DATA EXCERPT
....

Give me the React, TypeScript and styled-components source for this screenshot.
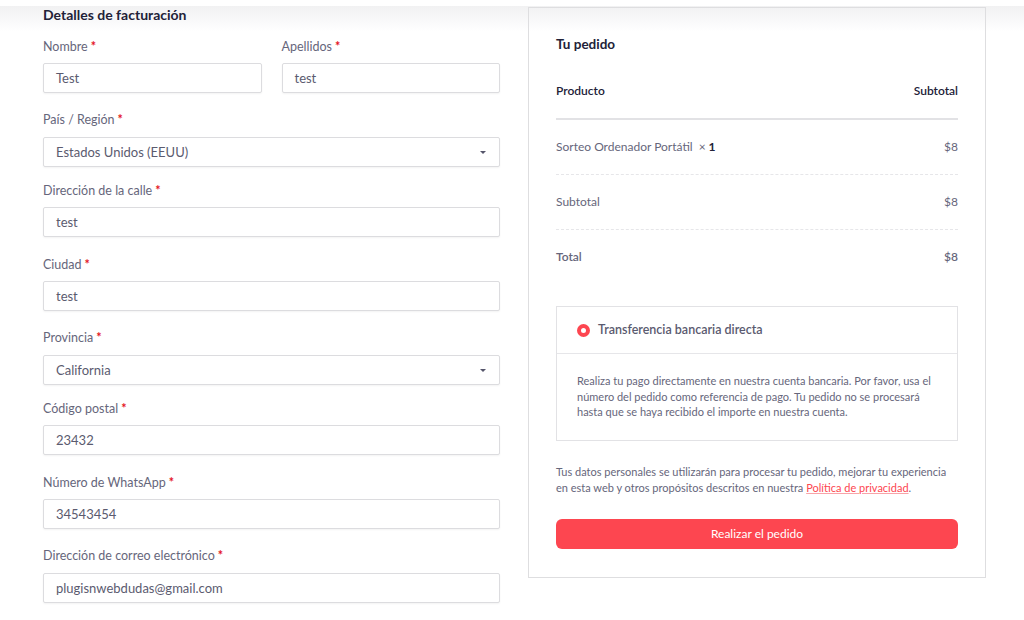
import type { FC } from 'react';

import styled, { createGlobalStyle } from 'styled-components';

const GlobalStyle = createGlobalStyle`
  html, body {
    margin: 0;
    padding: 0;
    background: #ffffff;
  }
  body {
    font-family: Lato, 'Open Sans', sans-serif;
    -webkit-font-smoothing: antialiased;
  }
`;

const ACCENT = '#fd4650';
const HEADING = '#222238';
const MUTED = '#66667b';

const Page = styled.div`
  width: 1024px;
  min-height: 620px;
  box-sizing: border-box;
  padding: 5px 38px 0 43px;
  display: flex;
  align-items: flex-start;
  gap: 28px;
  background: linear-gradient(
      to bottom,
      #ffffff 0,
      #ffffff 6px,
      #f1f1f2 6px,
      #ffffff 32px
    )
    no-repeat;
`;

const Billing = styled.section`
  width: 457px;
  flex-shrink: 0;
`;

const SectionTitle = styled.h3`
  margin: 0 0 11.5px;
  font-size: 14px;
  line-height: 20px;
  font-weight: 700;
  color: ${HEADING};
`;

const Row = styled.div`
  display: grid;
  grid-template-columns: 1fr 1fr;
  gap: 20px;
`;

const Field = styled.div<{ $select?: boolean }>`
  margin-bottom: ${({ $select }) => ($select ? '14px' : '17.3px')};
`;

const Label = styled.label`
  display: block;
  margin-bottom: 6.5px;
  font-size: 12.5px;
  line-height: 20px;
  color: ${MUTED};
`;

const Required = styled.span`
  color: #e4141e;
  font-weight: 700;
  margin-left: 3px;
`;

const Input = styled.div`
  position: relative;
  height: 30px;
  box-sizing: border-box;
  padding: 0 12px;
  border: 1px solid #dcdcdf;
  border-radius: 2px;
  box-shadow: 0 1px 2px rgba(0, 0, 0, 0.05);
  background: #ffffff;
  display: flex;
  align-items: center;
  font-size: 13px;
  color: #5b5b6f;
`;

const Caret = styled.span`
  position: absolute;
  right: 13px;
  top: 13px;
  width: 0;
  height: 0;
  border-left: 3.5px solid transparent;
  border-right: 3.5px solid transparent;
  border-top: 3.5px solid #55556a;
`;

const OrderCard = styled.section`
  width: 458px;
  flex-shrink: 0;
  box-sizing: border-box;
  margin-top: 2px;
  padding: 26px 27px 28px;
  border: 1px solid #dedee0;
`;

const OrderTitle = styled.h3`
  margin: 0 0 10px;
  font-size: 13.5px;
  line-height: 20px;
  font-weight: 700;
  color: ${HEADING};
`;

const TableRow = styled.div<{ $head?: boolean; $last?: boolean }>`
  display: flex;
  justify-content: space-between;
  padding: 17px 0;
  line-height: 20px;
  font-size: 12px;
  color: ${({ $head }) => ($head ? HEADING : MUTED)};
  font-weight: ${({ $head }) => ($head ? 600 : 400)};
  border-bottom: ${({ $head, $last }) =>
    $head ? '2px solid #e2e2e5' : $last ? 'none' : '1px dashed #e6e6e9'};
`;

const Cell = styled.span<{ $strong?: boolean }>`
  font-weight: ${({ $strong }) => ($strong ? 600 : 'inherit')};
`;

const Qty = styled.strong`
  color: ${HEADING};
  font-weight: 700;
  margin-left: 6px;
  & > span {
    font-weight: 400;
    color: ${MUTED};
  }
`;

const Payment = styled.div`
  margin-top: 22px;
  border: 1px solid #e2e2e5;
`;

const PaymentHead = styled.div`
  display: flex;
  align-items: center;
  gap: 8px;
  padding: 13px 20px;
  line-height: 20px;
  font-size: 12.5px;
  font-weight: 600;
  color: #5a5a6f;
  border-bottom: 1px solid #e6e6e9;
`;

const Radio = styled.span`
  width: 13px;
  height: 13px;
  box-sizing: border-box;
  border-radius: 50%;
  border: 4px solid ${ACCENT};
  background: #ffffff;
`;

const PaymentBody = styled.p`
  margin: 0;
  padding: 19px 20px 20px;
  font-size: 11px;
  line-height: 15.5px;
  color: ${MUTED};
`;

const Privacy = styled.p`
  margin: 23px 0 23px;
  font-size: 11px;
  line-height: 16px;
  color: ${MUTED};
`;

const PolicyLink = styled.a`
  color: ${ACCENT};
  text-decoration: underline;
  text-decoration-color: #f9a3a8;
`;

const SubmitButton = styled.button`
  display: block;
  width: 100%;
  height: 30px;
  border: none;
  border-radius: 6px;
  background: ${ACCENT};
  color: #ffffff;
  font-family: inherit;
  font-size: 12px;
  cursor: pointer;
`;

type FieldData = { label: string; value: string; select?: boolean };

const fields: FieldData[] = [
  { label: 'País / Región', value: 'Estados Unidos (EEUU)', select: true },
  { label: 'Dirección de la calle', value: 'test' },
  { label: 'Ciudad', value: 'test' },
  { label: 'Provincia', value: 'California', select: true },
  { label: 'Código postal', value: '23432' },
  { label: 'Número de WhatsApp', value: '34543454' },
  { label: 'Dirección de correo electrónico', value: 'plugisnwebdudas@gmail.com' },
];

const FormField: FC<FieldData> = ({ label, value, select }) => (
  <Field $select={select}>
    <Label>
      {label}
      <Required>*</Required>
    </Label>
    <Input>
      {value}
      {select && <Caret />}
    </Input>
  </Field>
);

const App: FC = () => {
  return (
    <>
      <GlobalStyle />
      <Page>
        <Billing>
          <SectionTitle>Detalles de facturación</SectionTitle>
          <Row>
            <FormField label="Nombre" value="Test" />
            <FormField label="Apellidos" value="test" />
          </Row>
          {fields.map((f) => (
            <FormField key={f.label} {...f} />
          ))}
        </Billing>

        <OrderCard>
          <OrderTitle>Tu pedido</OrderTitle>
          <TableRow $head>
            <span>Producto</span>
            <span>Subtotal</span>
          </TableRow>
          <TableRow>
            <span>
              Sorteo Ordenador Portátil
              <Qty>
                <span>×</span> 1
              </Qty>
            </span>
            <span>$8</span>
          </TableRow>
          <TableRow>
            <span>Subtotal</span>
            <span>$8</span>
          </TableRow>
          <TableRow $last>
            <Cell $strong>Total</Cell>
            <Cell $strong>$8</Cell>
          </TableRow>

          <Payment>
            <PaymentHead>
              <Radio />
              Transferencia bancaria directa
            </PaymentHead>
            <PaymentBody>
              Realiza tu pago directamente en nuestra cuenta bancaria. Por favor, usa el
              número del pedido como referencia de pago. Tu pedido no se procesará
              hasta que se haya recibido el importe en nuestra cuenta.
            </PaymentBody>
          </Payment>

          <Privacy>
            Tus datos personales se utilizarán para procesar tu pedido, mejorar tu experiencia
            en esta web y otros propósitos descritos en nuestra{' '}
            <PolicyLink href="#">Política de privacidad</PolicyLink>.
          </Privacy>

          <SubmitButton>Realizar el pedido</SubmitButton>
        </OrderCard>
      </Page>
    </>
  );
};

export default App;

....

GIVEN EXERCISE
Which lines above hold the word "components"? Copy each of them.

SOLVED EXERCISE
Give me the React, TypeScript and styled-components source for this screenshot.
import styled, { createGlobalStyle } from 'styled-components';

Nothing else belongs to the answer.